Adapted from my S9 speech, delivered to Capital Toastmasters on Wednesday.  Feedback and criticism is welcomed, as well as advice, links to resources etc, as I’m currently writing a new transitional education policy.

Compulsory schooling is taken for granted today, yet it has been around for less than 200 years, and few people know how it came about. Compulsory schooling actually originated in Prussia, following military defeats, and its first priority was to produce obedient soldiers for the army, as well as obedient workers for the mines and well-subordinated civil servants and clerks.

I hold a minority viewpoint – that schooling and education are not the same thing, and that schools should not be compulsory. As the education spokesman for the Libertarianz Party, I am responsible for writing our policy about how to get the government out of education, giving parents and students the freedom to control their own learning. I believe that the existing education system is fundamentally flawed. It is a one-size-fits-all educational straitjacket. All children go to school eager to learn, so why do a quarter of them leave after 10-13 years with no qualifications, and a fifth leave unable to read or write properly?
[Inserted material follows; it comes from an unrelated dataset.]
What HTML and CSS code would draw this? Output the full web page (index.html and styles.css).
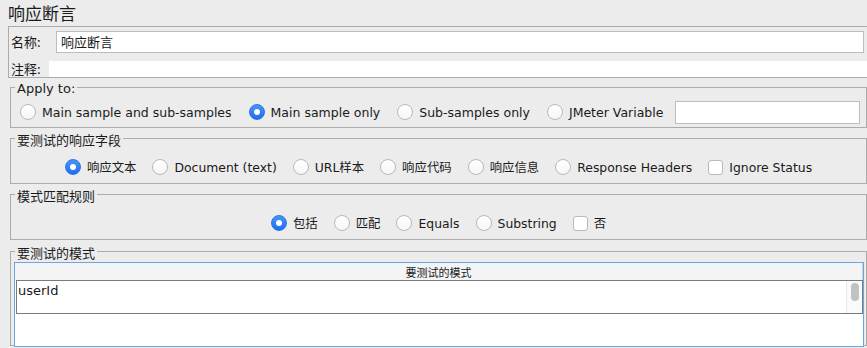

Something is wrong with our schools.

John Taylor Gatto is a former American schoolteacher. He won the New York State Teacher of the Year award immediately before quitting teaching to become an activist against compulsory schooling. His classic essay “The Six-Lesson Schoolteacher” explains his view of what most schools really teach:

  1. “Stay in the class where you belong.”
  2. “…turn on and off like a light switch,” Focus on work for an hour and then suddenly abandon it when the bell rings.
  3. “…surrender your will to a predestined chain of command. Rights may be granted or withheld, by authority, without appeal”
  4. “…only I determine what curriculum you will study… Curiosity has no important place in my work, only conformity.”
  5. “…your self-respect should depend on an observer’s measure of your worth. My kids are constantly evaluated and judged.”
  6. You are being watched. “I keep each student under constant surveillance… There are no private spaces for children… The lesson of constant surveillance is that no one can be trusted, that privacy is not legitimate.”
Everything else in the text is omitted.